[Start of The input]
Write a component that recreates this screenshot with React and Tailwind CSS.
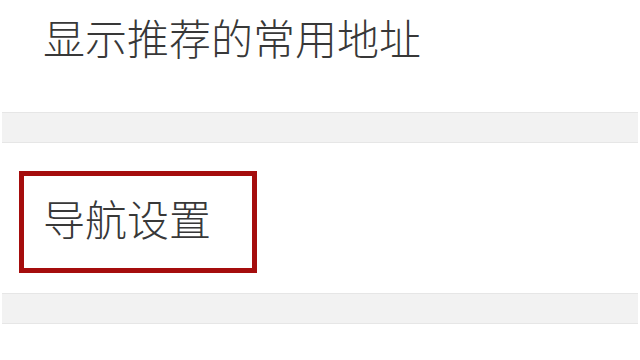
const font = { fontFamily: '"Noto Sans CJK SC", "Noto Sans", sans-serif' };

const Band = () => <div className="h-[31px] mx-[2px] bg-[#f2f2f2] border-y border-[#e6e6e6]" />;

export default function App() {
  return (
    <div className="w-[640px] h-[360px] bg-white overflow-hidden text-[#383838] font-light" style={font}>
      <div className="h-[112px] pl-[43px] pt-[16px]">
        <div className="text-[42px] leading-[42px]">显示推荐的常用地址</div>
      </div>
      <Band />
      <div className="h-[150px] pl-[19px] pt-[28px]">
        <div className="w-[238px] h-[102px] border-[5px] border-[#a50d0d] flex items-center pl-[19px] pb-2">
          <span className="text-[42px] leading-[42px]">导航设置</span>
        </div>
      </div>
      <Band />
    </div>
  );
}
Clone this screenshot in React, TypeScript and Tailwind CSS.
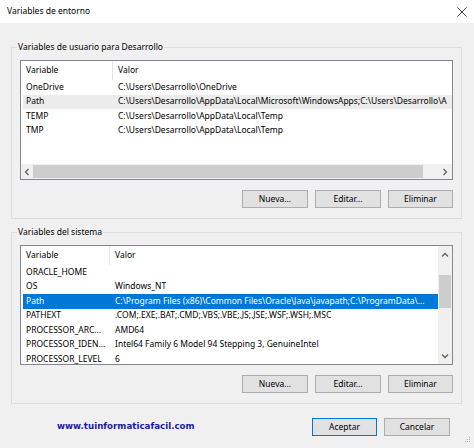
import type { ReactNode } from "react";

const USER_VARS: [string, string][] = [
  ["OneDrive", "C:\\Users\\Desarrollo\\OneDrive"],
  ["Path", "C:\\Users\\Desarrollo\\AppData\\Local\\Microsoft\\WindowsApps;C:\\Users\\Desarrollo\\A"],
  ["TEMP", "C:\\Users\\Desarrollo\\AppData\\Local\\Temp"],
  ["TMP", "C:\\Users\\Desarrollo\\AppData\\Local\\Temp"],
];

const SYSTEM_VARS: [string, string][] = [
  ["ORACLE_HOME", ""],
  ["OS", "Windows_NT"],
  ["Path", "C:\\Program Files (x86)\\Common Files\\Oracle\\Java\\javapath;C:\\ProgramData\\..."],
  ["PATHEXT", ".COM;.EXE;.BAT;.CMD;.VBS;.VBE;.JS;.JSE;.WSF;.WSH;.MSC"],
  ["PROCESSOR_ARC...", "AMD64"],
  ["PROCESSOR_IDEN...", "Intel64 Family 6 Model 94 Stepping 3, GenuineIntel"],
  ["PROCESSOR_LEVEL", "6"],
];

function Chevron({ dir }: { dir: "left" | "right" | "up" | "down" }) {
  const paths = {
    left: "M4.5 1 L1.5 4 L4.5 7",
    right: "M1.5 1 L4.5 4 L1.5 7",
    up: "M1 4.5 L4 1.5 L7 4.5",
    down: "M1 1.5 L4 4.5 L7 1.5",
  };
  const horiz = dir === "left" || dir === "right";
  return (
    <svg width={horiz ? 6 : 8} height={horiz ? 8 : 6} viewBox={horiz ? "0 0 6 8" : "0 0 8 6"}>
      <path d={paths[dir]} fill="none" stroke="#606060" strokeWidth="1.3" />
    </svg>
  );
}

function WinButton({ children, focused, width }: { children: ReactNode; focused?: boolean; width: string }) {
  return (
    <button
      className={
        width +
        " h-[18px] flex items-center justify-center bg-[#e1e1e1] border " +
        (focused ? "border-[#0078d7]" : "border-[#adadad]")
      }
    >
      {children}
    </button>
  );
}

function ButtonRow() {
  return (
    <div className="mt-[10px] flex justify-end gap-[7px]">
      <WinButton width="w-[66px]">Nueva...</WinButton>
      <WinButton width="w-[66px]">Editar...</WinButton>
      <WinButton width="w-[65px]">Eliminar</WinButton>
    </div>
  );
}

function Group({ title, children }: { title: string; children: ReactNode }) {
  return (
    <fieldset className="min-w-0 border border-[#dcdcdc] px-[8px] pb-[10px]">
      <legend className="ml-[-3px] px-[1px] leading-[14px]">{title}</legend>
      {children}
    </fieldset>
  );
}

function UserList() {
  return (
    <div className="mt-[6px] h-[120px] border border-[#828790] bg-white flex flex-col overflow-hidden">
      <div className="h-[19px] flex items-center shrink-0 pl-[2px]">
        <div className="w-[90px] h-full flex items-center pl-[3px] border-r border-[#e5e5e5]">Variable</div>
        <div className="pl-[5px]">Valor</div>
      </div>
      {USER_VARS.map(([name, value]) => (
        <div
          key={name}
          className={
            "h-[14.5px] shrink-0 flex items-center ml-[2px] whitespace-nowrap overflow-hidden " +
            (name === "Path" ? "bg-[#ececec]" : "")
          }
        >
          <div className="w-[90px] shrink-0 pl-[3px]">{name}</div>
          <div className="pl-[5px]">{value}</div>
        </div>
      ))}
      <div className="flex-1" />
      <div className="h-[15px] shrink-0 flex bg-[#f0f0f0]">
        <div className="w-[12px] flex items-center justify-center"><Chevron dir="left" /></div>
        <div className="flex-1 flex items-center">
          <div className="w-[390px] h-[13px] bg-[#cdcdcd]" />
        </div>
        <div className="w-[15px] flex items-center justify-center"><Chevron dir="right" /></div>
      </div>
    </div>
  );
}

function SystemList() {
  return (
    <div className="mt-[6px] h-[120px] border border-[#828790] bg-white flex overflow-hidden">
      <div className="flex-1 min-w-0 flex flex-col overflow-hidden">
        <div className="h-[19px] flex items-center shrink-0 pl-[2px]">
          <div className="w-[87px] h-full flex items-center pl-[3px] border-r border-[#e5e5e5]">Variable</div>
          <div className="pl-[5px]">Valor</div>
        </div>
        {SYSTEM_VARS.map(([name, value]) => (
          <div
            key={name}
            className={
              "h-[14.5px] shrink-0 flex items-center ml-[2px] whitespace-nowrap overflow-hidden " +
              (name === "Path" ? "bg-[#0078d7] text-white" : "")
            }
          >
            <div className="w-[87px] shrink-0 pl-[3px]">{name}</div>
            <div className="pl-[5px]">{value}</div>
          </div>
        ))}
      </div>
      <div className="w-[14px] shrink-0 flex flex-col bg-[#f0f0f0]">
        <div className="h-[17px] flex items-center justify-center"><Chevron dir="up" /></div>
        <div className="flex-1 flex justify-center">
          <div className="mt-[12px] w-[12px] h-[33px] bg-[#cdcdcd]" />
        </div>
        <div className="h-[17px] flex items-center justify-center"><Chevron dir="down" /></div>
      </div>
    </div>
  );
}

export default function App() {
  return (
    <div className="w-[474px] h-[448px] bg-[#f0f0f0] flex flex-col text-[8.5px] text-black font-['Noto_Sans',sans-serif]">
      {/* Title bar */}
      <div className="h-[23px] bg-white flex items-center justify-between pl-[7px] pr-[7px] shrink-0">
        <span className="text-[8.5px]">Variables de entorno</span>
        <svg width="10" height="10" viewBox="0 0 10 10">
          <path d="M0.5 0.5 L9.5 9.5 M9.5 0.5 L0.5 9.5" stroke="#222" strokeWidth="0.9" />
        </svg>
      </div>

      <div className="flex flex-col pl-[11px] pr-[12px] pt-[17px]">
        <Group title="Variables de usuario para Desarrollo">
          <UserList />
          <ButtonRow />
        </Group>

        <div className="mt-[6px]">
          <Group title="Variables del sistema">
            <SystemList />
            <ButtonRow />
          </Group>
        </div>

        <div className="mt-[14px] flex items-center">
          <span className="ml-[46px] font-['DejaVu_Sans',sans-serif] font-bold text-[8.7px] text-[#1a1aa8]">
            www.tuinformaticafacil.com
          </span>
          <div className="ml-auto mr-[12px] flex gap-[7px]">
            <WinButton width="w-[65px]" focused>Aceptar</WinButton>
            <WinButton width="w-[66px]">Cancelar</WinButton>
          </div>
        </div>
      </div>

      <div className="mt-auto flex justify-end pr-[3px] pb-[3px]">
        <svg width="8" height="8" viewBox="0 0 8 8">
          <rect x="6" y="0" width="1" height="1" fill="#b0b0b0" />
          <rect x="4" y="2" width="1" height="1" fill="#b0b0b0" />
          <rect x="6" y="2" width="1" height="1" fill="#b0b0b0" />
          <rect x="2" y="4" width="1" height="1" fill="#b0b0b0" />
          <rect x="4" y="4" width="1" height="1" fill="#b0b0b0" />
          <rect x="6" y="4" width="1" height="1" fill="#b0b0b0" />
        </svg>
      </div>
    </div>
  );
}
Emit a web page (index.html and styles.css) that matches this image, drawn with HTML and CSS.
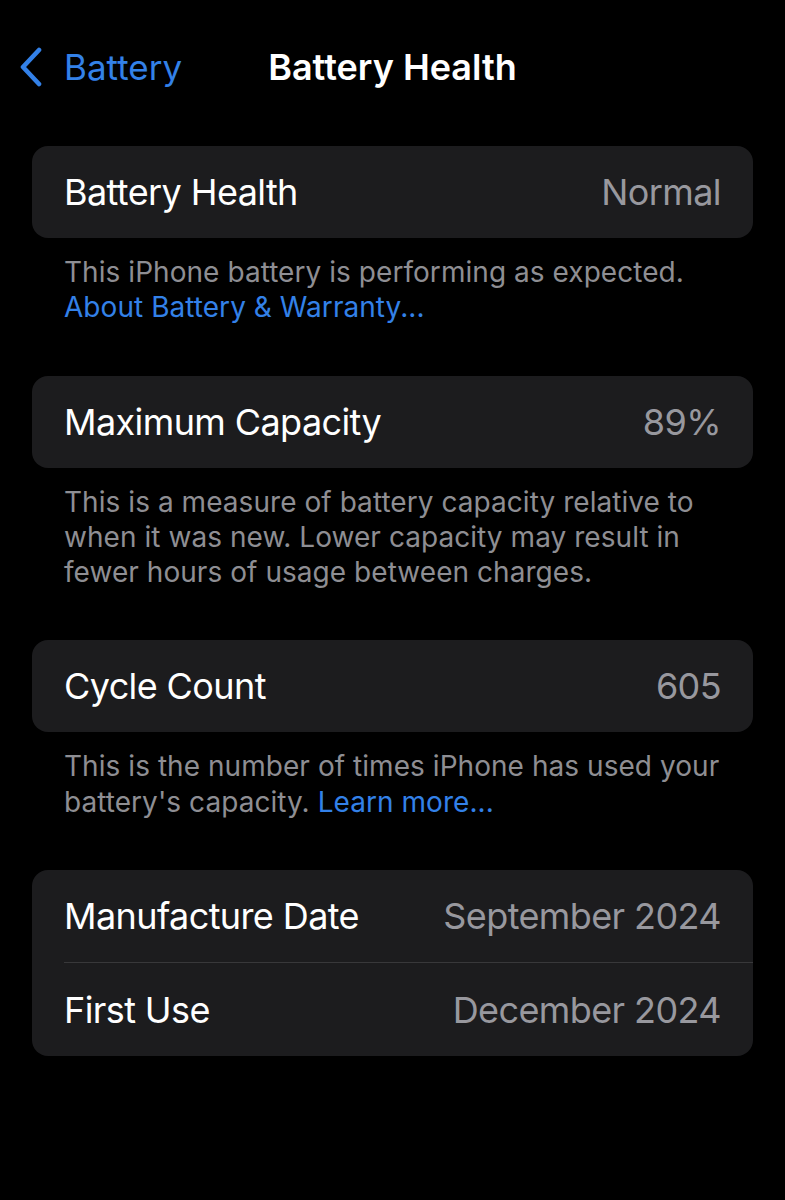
[End of The input]
Copy all lines above containing the string "that".

- _Exercise answer_:
Write a component that recreates this screenshot with React and Tailwind CSS.
Emit a web page (index.html and styles.css) that matches this image, drawn with HTML and CSS.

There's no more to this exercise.